The main purpose of this .xla add-in is to be able to call the Formula Formatter when a user right-clicks in a cell containing an IF function. A bit of VBA code sets up the shortcut menu for the Excel application:

` Private Sub App_SheetBeforeRightClick( _ ByVal Sh As Object, ByVal Target As Range, _ Cancel As Boolean) Dim bRet As Boolean If Target.HasFormula Then If Target.HasArray Then Debug.Print "Array formula" End If If InStr(1, Target.formula, "if(", _ vbTextCompare) > 0 Then Application.CommandBars("Cell").Controls _ (FORMULA_MENU_NAME).Enabled = True Else Application.CommandBars("Cell").Controls _ (FORMULA_MENU_NAME).Enabled = False End If Else Application.CommandBars("Cell").Controls _ (FORMULA_MENU_NAME).Enabled = False End If End Sub`

**Setting Up the Formula Formatter**

At this point, the add-in is set up and you are ready to use the Formula Formatter. Open any workbook of interest. To bring the Formula Formatter into your environment, you need to set a reference to the FormulaFormatter.xla add-in. Go to the Tools menu and select Add-in. Click the Browse button, and navigate to the location of the FormulaFormatter.xla on your file system.

? | |

Figure 1. Using the Formula Formatter Add-in: To use the add-in, right click on any cell containing an IF function, and you’ll see the option “Format Formula” on the popup menu. |

? | |

Figure 2. The Formula Formatter Window: Selecting the “Format Formula” option from a cell’s context menu displays the IF formula formatted and indented for enhanced readability. |

After successfully registering the add-in, right click on any cell where the formula contains an IF function, and you should see the option “Format Formula” as shown in Figure 1.

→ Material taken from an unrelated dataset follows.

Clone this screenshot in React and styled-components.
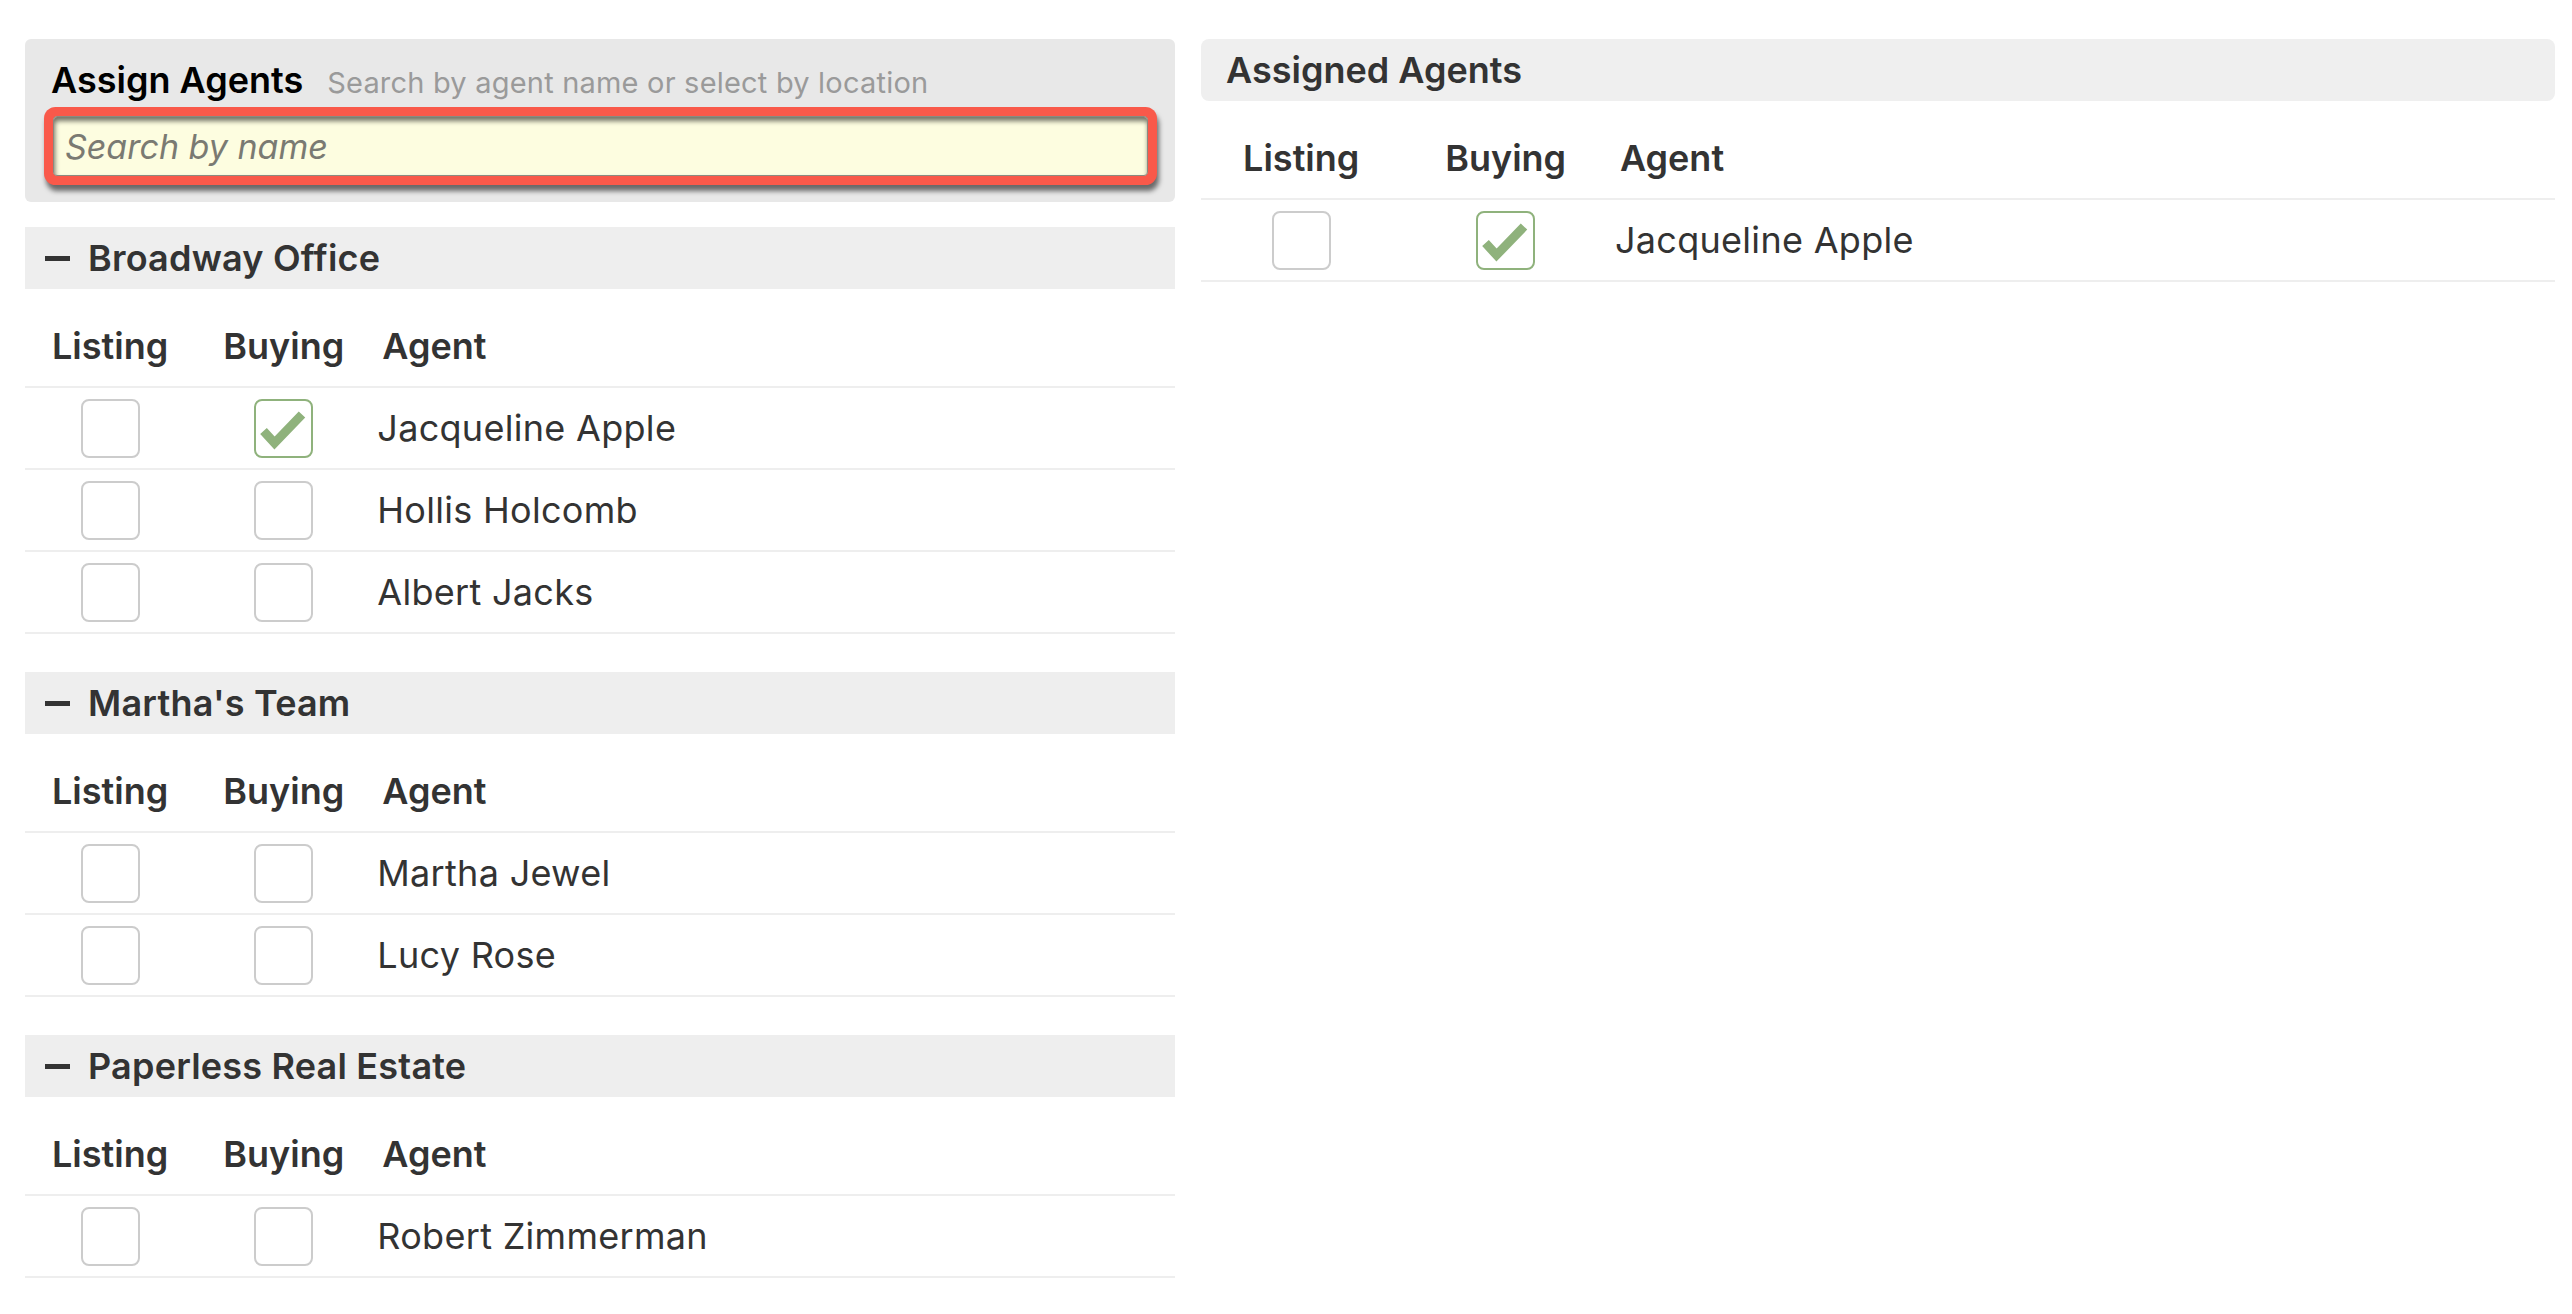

When you select the “Format Formula” option, you’ll see the formula appear nicely formatted and indented in a popup window (see Figure 2).

This tool is a starting point. I’ve tested it against a number of formulas and so far, it’s worked just fine; however, because it’s impossible to envisage all the possible formulas that people might use in real life, it’s very possible that the Formula Formatter may need more tweaking. The good news is that you can download the code for the tool, so feel free to tweak it to your heart’s content.

One convenient enhancement you might consider making to the Formula Formatter is adding the ability to let users edit the formula in pseudo code, and then re-apply their changes to the worksheet. Essentially, you’d need to perform the reverse of the formula parsing process shown in this article. If you examine the code and understand how the formula was converted to pseudo-code, it should become apparent what you would need to do.